Key Points:
- The Dataset Providers Alliance (DPA) is established to promote ethical data sourcing in AI training.
- Formed in response to generative AI technologies that mimic human creativity, leading to copyright disputes.
- Members must not sell web-crawled text data or audio featuring voices without consent.
- Supports legislation like the NO FAKES Act and transparency requirements in AI training data.
A coalition of content-licensing companies, known as the Dataset Providers Alliance (DPA), has emerged to advocate for ethical data sourcing in training artificial intelligence (AI) systems. Announced on Wednesday, the DPA aims to protect the intellectual property rights of content owners and ensure rights for individuals depicted in datasets.

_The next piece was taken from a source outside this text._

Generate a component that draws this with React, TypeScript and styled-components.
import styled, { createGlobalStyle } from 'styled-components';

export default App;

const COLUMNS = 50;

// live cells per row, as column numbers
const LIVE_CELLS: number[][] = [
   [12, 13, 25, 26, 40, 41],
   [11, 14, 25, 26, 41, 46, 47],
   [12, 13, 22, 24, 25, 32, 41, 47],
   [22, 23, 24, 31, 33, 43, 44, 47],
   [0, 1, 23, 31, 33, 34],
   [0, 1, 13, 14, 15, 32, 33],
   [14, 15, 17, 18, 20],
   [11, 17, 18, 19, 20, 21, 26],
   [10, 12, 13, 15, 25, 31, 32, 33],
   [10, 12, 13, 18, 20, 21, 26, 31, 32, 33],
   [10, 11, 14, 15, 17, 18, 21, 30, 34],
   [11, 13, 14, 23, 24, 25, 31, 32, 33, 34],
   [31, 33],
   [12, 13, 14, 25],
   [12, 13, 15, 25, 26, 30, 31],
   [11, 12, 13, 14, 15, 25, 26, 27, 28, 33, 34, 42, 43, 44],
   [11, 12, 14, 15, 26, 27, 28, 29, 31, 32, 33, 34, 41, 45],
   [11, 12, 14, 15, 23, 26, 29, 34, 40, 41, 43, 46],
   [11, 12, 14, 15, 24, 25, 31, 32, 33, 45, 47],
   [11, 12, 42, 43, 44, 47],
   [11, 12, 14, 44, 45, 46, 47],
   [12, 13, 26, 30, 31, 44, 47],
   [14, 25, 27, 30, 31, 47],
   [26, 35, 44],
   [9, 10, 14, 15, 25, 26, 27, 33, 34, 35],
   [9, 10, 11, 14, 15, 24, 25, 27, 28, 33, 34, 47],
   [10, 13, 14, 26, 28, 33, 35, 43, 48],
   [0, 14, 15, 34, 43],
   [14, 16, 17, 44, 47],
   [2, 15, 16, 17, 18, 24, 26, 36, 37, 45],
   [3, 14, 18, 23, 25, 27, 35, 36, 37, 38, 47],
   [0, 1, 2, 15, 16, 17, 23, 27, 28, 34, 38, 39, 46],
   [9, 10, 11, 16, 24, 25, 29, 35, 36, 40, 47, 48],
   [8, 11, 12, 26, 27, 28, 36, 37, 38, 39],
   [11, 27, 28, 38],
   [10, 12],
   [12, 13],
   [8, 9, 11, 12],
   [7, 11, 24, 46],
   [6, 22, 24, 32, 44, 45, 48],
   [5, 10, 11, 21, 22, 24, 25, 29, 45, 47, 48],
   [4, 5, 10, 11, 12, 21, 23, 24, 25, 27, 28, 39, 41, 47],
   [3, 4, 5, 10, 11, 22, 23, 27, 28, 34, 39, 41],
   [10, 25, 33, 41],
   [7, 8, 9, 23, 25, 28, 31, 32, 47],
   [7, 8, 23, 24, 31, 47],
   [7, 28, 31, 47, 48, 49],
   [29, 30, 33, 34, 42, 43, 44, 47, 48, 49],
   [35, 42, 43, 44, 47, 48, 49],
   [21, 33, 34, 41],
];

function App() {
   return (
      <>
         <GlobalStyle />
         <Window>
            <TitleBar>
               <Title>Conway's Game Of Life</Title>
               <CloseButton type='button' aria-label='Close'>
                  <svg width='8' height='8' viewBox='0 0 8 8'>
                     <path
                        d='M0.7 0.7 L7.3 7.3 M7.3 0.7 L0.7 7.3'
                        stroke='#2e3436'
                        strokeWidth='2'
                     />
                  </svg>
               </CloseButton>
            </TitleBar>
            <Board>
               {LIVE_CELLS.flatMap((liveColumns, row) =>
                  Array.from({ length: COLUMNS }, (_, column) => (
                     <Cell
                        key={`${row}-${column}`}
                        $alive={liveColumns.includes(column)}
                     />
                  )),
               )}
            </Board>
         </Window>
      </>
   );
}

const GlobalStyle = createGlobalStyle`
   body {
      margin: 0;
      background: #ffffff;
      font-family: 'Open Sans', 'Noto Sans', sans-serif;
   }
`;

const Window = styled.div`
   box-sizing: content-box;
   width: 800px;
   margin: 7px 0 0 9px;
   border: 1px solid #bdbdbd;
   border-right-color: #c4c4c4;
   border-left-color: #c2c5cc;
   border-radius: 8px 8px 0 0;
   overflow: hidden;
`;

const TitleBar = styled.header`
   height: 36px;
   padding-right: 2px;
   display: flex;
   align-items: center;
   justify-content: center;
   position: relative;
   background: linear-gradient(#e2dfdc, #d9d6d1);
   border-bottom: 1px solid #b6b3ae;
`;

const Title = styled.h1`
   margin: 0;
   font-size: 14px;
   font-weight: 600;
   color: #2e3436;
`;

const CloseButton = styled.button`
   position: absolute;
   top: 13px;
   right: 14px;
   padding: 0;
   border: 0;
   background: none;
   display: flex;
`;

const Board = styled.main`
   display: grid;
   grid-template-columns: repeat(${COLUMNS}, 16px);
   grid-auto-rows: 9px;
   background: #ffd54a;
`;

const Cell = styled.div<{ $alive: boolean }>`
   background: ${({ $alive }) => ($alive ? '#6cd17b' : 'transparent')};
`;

The DPA’s founding members include Rightsify, a U.S.-based music dataset company, image licensing service vAIsual, Japanese stock photo provider Pixta, and Datarade, a German-based data marketplace. The alliance was formed in response to the growing use of generative AI technologies replicating human creativity, which has led to backlash from content creators and numerous copyright lawsuits against major tech companies like Google, Meta, and OpenAI.

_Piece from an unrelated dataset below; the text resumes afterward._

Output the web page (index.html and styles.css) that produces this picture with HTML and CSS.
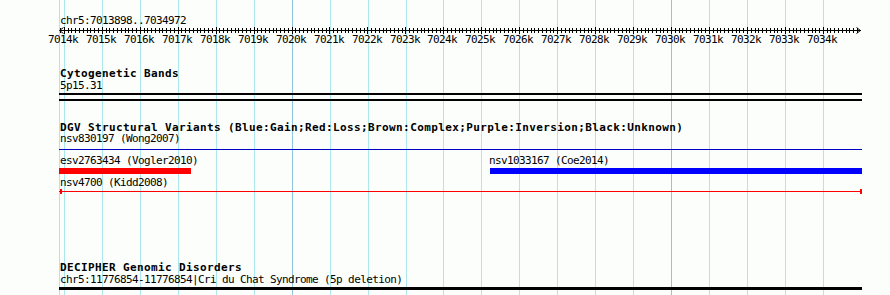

AI developers have been training models using vast amounts of content, often scraped from the internet without consent from the original creators or rights holders. While tech companies argue that this practice is legal, they are also quietly paying for access to private content collections to mitigate legal and regulatory risks. It has created a burgeoning industry of companies that package and sell content for AI system training, forming groups like the DPA to establish ethical standards for this trade.

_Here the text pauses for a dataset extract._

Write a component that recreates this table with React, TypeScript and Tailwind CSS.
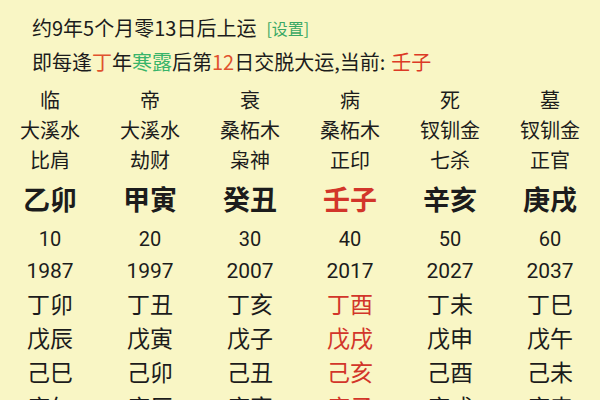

The DPA emphasizes ethical practices in data transactions, requiring its members to refrain from selling text data obtained through web crawling or audio featuring people’s voices without explicit consent. A key focus for the alliance is advocating for legislation such as the NO FAKES Act, a U.S. bill introduced last year that seeks to penalize the generation of unauthorized digital replicas of people’s voices or likenesses. Alex Bestall, CEO of Rightsify and its licensing subsidiary GCX, who spearheaded the formation of the DPA, highlighted the importance of advocacy in resolving ongoing disputes over AI and copyright issues.
The DPA also supports increased transparency in training data, similar to the requirements outlined in the European Union’s AI Act and the U.S. Generative AI Copyright Disclosure Act, introduced in April. These legislative efforts aim to ensure that AI systems disclose the sources of their training data. Bestall mentioned that the DPA plans to publish a white paper in July, detailing its positions and advocating for ethical standards in AI data sourcing.